In fact, I got to see some incredible stuff as a result of our broken bottom bracket. I learned about trail angels and felt trail magic for the first time. And as a cyclist to boot! People came to our aid, and we found another way to have a great trip.
Those moments on the Parkway were humbling and angst-filled. But they also showed me that there are people out there, some who might not even know you, who are willing to lend a hand when you are in need. They expect nothing in return. They only want to help.
You know. It’s stories like these that really make me love your blog…
I was having a bit of a bad day at work. Your story about misfortune on the trail and the unexpected kindness of strangers put a smile on my face.
Well done, and thank you!
Trail Angels! I love it!
Thank you Ty!
The existence of trail angels is one of the most encouraging things about humanity.
And you were so close to the home of the most famous trail angel of all, the Cookie Lady, June Curry, of Afton VA. She opened her home to thousands of cross country cycle tourists for 30 years.
Great post, MG
Yes, we passed by her house a couple of years ago.
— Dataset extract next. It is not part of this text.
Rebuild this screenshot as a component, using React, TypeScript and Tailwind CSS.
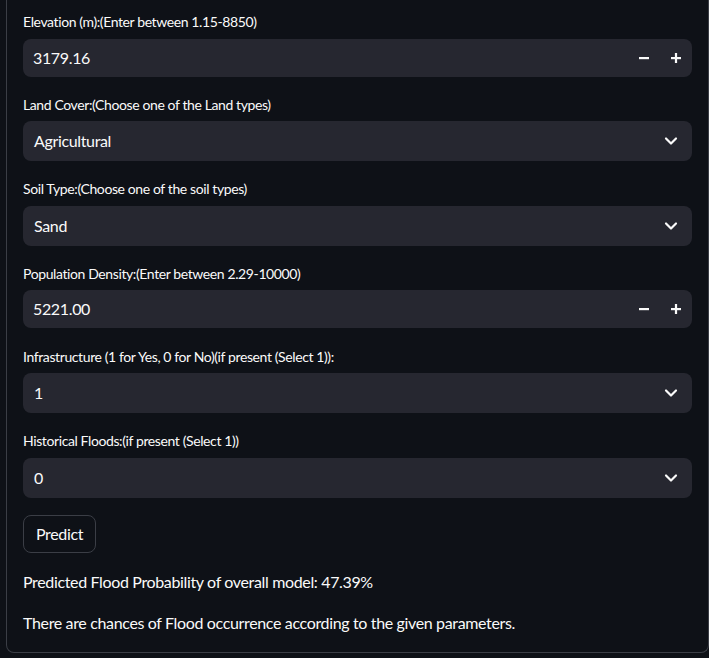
import React from 'react'

const font = { fontFamily: 'Lato, "Noto Sans", sans-serif' }

function Label({ text }: { text: string }) {
  return (
    <div className="mb-1 flex min-h-[24.6px] items-center text-sm tracking-[-0.028em] text-[#fafafa]">
      {text}
    </div>
  )
}

function NumberField({ label, value }: { label: string; value: string }) {
  return (
    <div>
      <Label text={label} />
      <div className="flex h-[38px] items-center rounded-lg bg-[#262730]">
        <div className="flex-1 pl-[10px] text-base text-[#fafafa]">{value}</div>
        <button className="flex h-full w-8 items-center justify-center">
          <svg width="12" height="12" viewBox="0 0 12 12">
            <rect x="1" y="5" width="10" height="2.2" fill="#fafafa" />
          </svg>
        </button>
        <button className="flex h-full w-8 items-center justify-center">
          <svg width="12" height="12" viewBox="0 0 12 12">
            <rect x="1" y="5" width="10" height="2.2" fill="#fafafa" />
            <rect x="4.9" y="1" width="2.2" height="10" fill="#fafafa" />
          </svg>
        </button>
      </div>
    </div>
  )
}

function SelectField({ label, value }: { label: string; value: string }) {
  return (
    <div>
      <Label text={label} />
      <div className="flex h-10 items-center rounded-lg bg-[#262730] pr-[14px]">
        <div className="flex-1 pl-[11px] text-base text-[#fafafa]">{value}</div>
        <svg width="14" height="10" viewBox="0 0 14 10">
          <path d="M2 2.5 L7 7.5 L12 2.5" stroke="#fafafa" strokeWidth="2.2" fill="none" strokeLinecap="round" strokeLinejoin="round" />
        </svg>
      </div>
    </div>
  )
}

export default function App() {
  return (
    <div className="min-h-[658px] bg-[#0e1117] pb-[5px] tracking-[-0.022em]" style={font}>
      <div className="ml-[6px] rounded-b-lg border-x border-b border-[#3b3e46] px-4 pb-4 pt-[10px]">
        <div className="flex flex-col gap-4">
          <NumberField label="Elevation (m):(Enter between 1.15-8850)" value="3179.16" />
          <SelectField label="Land Cover:(Choose one of the Land types)" value="Agricultural" />
          <SelectField label="Soil Type:(Choose one of the soil types)" value="Sand" />
          <NumberField label="Population Density:(Enter between 2.29-10000)" value="5221.00" />
          <SelectField label="Infrastructure (1 for Yes, 0 for No)(if present (Select 1)):" value="1" />
          <SelectField label="Historical Floods:(if present (Select 1))" value="0" />
          <div className="pt-px">
            <button className="h-[38px] rounded-lg border border-[#3b3e46] bg-[#0e1117] px-3 text-base text-[#fafafa]">
              Predict
            </button>
          </div>
          <div className="flex flex-col gap-4 text-base leading-[1.6] text-[#fafafa]">
            <p>Predicted Flood Probability of overall model: 47.39%</p>
            <p>There are chances of Flood occurrence according to the given parameters.</p>
          </div>
        </div>
      </div>
    </div>
  )
}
She lived on a VERY tough climb, too!
A wonderful story and so well told. It reminds me of a book I recently read called The Kindness of Strangers. It’s a collection of true travel stories where strangers help the travelers. Reading your story and that book is good motivation to be the trail angel for some future traveler. PS I think your honeymoon was a sign that your marriage would be a memorable adventure aided by friends old and new.
I am going to pick up that book. AND I had not thought about framing our honeymoon the way you suggest. I love it, and I have also found it to be true.
Trail Angels are the best! We’ll be hiking, cycling (our tandem), and paddling across NC this fall, and one of the things we are most looking forward to (beside the obvious) is trail magic.